Just a few days old, a flamingo chick peeks out at the vivid world beyond its nurturing parent. Tens of thousands of flamingos nest at the Ría Lagartos Biosphere Reserve on Mexico’s Yucatán Peninsula. Photographer Claudio Contreras Koob quietly approached the birds at night, crawling in the mud and wearing camouflage so as not to stress them and trigger flight. “It’s a very slow process,” he says, “but I think I managed to win their trust.”

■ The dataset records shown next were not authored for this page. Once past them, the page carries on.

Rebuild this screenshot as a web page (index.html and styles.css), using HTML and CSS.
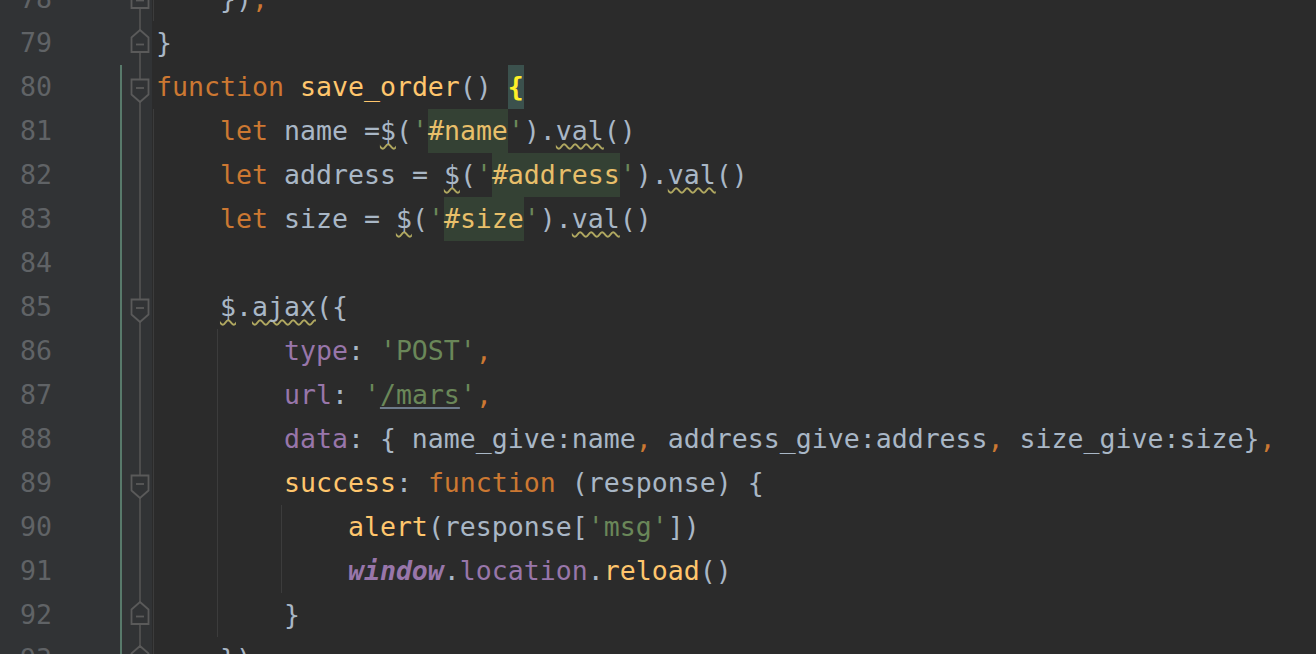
FILE: index.html
```html
<!DOCTYPE html>
<html>
<head>
<meta charset="utf-8">
<link rel="stylesheet" href="styles.css">
</head>
<body>
<div class="editor">
  <div class="row">
    <div class="ln">78</div><div class="vcs"></div>
    <div class="fold"><svg class="mk" viewBox="0 0 30 44"><path class="mk-s" d="M18,9 L26.5,16.5 V31 H9.5 V16.5 Z"/><path class="mk-m" d="M14,23.5 H22"/></svg></div>
    <div class="code g0">    <span class="p">})</span><span class="kw">;</span></div>
  </div>
  <div class="row">
    <div class="ln">79</div><div class="vcs"></div>
    <div class="fold"><svg class="mk" viewBox="0 0 30 44"><path class="mk-s" d="M18,9 L26.5,16.5 V31 H9.5 V16.5 Z"/><path class="mk-m" d="M14,23.5 H22"/></svg></div>
    <div class="code"><span class="p">}</span></div>
  </div>
  <div class="row">
    <div class="ln">80</div><div class="vcs on"></div>
    <div class="fold"><svg class="mk" viewBox="0 0 30 44"><path class="mk-s" d="M9.5,14.5 H26.5 V29.5 L18,37 L9.5,29.5 Z"/><path class="mk-m" d="M14,23 H22"/></svg></div>
    <div class="code"><span class="kw">function</span> <span class="fn">save_order</span><span class="p">() </span><span class="brace">{</span></div>
  </div>
  <div class="row">
    <div class="ln">81</div><div class="vcs on"></div>
    <div class="fold"></div>
    <div class="code g0">    <span class="kw">let</span><span class="p"> name =</span><span class="p wv">$</span><span class="p">(</span><span class="str">'</span><span class="sel">#name</span><span class="str">'</span><span class="p">).</span><span class="p wv">val</span><span class="p">()</span></div>
  </div>
  <div class="row">
    <div class="ln">82</div><div class="vcs on"></div>
    <div class="fold"></div>
    <div class="code g0">    <span class="kw">let</span><span class="p"> address = </span><span class="p wv">$</span><span class="p">(</span><span class="str">'</span><span class="sel">#address</span><span class="str">'</span><span class="p">).</span><span class="p wv">val</span><span class="p">()</span></div>
  </div>
  <div class="row">
    <div class="ln">83</div><div class="vcs on"></div>
    <div class="fold"></div>
    <div class="code g0">    <span class="kw">let</span><span class="p"> size = </span><span class="p wv">$</span><span class="p">(</span><span class="str">'</span><span class="sel">#size</span><span class="str">'</span><span class="p">).</span><span class="p wv">val</span><span class="p">()</span></div>
  </div>
  <div class="row">
    <div class="ln">84</div><div class="vcs on"></div>
    <div class="fold"></div>
    <div class="code g0"></div>
  </div>
  <div class="row">
    <div class="ln">85</div><div class="vcs on"></div>
    <div class="fold"><svg class="mk" viewBox="0 0 30 44"><path class="mk-s" d="M9.5,14.5 H26.5 V29.5 L18,37 L9.5,29.5 Z"/><path class="mk-m" d="M14,23 H22"/></svg></div>
    <div class="code g0">    <span class="p wv">$</span><span class="p">.</span><span class="p wv">ajax</span><span class="p">({</span></div>
  </div>
  <div class="row">
    <div class="ln">86</div><div class="vcs on"></div>
    <div class="fold"></div>
    <div class="code g04">        <span class="prop">type</span><span class="p">: </span><span class="str">'POST'</span><span class="kw">,</span></div>
  </div>
  <div class="row">
    <div class="ln">87</div><div class="vcs on"></div>
    <div class="fold"></div>
    <div class="code g04">        <span class="prop">url</span><span class="p">: </span><span class="str">'</span><span class="str url">/mars</span><span class="str">'</span><span class="kw">,</span></div>
  </div>
  <div class="row">
    <div class="ln">88</div><div class="vcs on"></div>
    <div class="fold"></div>
    <div class="code g04">        <span class="prop">data</span><span class="p">: { name_give:name</span><span class="kw">,</span><span class="p"> address_give:address</span><span class="kw">,</span><span class="p"> size_give:size}</span><span class="kw">,</span></div>
  </div>
  <div class="row">
    <div class="ln">89</div><div class="vcs on"></div>
    <div class="fold"><svg class="mk" viewBox="0 0 30 44"><path class="mk-s" d="M9.5,14.5 H26.5 V29.5 L18,37 L9.5,29.5 Z"/><path class="mk-m" d="M14,23 H22"/></svg></div>
    <div class="code g04">        <span class="fn">success</span><span class="p">: </span><span class="kw">function</span><span class="p"> (response) {</span></div>
  </div>
  <div class="row">
    <div class="ln">90</div><div class="vcs on"></div>
    <div class="fold"></div>
    <div class="code g048">            <span class="fn">alert</span><span class="p">(response[</span><span class="str">'msg'</span><span class="p">])</span></div>
  </div>
  <div class="row">
    <div class="ln">91</div><div class="vcs on"></div>
    <div class="fold"></div>
    <div class="code g048">            <span class="glob">window</span><span class="p">.</span><span class="prop">location</span><span class="p">.</span><span class="fn">reload</span><span class="p">()</span></div>
  </div>
  <div class="row">
    <div class="ln">92</div><div class="vcs on"></div>
    <div class="fold"><svg class="mk" viewBox="0 0 30 44"><path class="mk-s" d="M18,9 L26.5,16.5 V31 H9.5 V16.5 Z"/><path class="mk-m" d="M14,23.5 H22"/></svg></div>
    <div class="code g04">        <span class="p">}</span></div>
  </div>
  <div class="row">
    <div class="ln">93</div><div class="vcs on"></div>
    <div class="fold"><svg class="mk" viewBox="0 0 30 44"><path class="mk-s" d="M18,9 L26.5,16.5 V31 H9.5 V16.5 Z"/><path class="mk-m" d="M14,23.5 H22"/></svg></div>
    <div class="code g0">    <span class="p">})</span><span class="kw">;</span></div>
  </div>
</div>
</body>
</html>
```

FILE: styles.css
```css
html, body {
  margin: 0;
  padding: 0;
  background: #2b2b2b;
  height: 654px;
  overflow: hidden;
}

.editor {
  margin-top: -23px;
  font-family: "DejaVu Sans Mono", "Liberation Mono", monospace;
  font-size: 26.57px;
  line-height: 44px;
  color: #a9b7c6;
}

.row {
  display: flex;
  height: 44px;
}

.ln {
  width: 120px;
  box-sizing: border-box;
  padding-right: 68px;
  text-align: right;
  color: #606366;
  background: #313335;
  flex: none;
}

.vcs {
  width: 2px;
  flex: none;
  background: #313335;
}

.vcs.on {
  background: #587a6b;
}

.fold {
  width: 30px;
  flex: none;
  background:
    linear-gradient(#4d4d4d, #4d4d4d) 17px 0 / 2px 100% no-repeat,
    #313335;
}

.mk {
  display: block;
  width: 30px;
  height: 44px;
}

.mk-s {
  fill: #313335;
  stroke: #5a5a5a;
  stroke-width: 1.8;
}

.mk-m {
  stroke: #5a5a5a;
  stroke-width: 1.8;
}

.code {
  flex: 1;
  padding-left: 4px;
  white-space: pre;
}

.g0 {
  background: linear-gradient(#3c3c3c, #3c3c3c) 1px 0 / 1px 100% no-repeat;
}

.g04 {
  background:
    linear-gradient(#3c3c3c, #3c3c3c) 1px 0 / 1px 100% no-repeat,
    linear-gradient(#3c3c3c, #3c3c3c) 65px 0 / 1px 100% no-repeat;
}

.g048 {
  background:
    linear-gradient(#3c3c3c, #3c3c3c) 1px 0 / 1px 100% no-repeat,
    linear-gradient(#3c3c3c, #3c3c3c) 65px 0 / 1px 100% no-repeat,
    linear-gradient(#3c3c3c, #3c3c3c) 129px 0 / 1px 100% no-repeat;
}

.p { color: #a9b7c6; }
.kw { color: #cc7832; }
.fn { color: #ffc66d; }
.str { color: #6a8759; }
.prop { color: #9876aa; }

.glob {
  color: #9876aa;
  font-style: italic;
  font-weight: bold;
}

.sel {
  display: inline-block;
  color: #e8bf6a;
  background: #344134;
  height: 44px;
}

.brace {
  display: inline-block;
  color: #ffef28;
  font-weight: bold;
  background: #3b514d;
  height: 44px;
}

.wv {
  text-decoration: underline wavy #b0a860;
  text-decoration-thickness: 1.5px;
  text-underline-offset: 3px;
  text-decoration-skip-ink: none;
}

.url {
  text-decoration: underline solid #6e7b8b;
  text-decoration-thickness: 2px;
  text-underline-offset: 3px;
  text-decoration-skip-ink: none;
}
```
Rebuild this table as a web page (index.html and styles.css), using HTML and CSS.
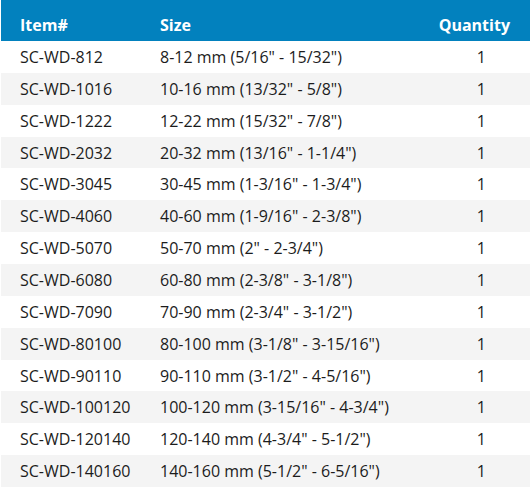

A newly hatched leatherback sea turtle meets the sea at sunset in Trinidad

BABY ANIMALS
SECOND PLACE
Sean Crane
Scarsdale, New York

Facing a future fraught with peril, a newly hatched leatherback sea turtle meets the sea at sunset in Trinidad. Photographer Sean Crane was lucky enough to be there as three nests of the endangered turtles began to hatch. He helped volunteers protect the hatchlings from hungry vultures so they could reach the water. “This moment is the beginning of a journey,” says Crane. “The turtle is returning home.”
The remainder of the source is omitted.